Sorted: Spreading Fear on the Underground

 

 I came across this poster on the London Underground and again in Brixton last weekend. What an unwelcome addition to the “SEE IT, SAY IT, SORTED” fear-mongering advert that has for the past few years been broadcast every five minutes over the tannoys in UK railway stations. As though we haven’t already had enough suspicion and anxiety spread by this toxic campaign, now someone in the transport-sphere has taken it to a new medium so we can become afraid through our eyes as well as ears.

The poster blatantly instructs us to be alert to dangerous people. Treated as children, the implication is that we must forsake our intuition and humanity, and take zero responsibility for assessing a situation by ourselves. Instead, we are to report any out-of-the-norm behaviour to “a grownup”, who will “SORT IT” on our behalf.

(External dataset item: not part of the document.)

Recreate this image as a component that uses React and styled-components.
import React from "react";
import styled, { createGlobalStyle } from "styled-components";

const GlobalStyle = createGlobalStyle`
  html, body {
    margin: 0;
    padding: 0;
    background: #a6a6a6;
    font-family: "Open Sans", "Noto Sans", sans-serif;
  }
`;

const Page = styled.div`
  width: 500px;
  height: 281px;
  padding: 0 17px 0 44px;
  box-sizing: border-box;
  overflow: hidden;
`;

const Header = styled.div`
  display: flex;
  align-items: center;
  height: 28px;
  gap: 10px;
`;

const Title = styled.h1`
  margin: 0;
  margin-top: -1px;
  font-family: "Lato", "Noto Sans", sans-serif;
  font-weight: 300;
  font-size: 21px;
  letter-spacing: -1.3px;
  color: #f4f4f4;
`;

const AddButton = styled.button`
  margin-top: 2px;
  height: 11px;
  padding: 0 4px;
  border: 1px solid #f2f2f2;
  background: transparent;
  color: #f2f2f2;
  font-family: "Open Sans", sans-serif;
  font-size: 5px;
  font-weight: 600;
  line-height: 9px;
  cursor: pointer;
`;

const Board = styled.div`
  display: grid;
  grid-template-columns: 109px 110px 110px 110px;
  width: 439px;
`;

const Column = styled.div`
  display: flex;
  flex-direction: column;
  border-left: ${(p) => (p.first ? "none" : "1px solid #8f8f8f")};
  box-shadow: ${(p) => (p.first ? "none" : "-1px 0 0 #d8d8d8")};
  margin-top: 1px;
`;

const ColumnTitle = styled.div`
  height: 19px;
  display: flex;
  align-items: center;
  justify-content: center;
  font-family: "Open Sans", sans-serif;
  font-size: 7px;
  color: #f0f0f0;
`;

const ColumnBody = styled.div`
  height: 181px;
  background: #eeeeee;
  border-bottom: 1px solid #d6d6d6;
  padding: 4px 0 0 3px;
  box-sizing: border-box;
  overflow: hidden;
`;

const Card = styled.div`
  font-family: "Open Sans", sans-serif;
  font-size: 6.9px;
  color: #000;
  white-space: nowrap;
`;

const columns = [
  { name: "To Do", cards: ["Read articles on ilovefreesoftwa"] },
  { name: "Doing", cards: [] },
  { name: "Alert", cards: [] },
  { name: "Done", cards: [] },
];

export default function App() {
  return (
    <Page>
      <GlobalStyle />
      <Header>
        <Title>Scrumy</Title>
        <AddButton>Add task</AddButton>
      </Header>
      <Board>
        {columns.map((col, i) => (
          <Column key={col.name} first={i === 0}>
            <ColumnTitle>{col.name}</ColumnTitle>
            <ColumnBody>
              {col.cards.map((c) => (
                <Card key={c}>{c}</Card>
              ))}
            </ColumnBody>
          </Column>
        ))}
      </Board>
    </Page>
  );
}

We needn’t even go to the trouble of speaking to an actual person, which potentially would mean having to explain ourselves, but instead can choose to alert the authorities by text, and this further removes us from the potential harm our (propaganda enhanced) paranoia may cause others.

Notable also is the non-caucasian appearance of the “dangerous” person lurking menacingly in the foreground, but this is a subject for a different post – my own fear of strangers extends to all skin colour.

How this poster campaign is cranking up a “fear one another” narrative is also in the language: The tannoy announcement is less overt about what we should be afraid of – “If you see something that doesn’t look right…” – so the source of anxiety could be a thing or a person. Whereas the poster directs us fully to people – “someone”, not “something”.

Is it about terrorism? I don’t underestimate the horror of terror – but this is not a way to combat it. Having lived in Israel my first two decades, I know something of the psychological harm to individuals and damage to society of being in a more or less constant state of alert to such danger – and have written about this in my novel Night Swimming in the Jordan.

What this poster boils down to is more “fear porn” designed to make us needlessly averse to each other, especially where the other or their behaviour is different. I hope we can resist this move to erode our solidarity and our communities, so we can preserve ourselves and preserve our humanity.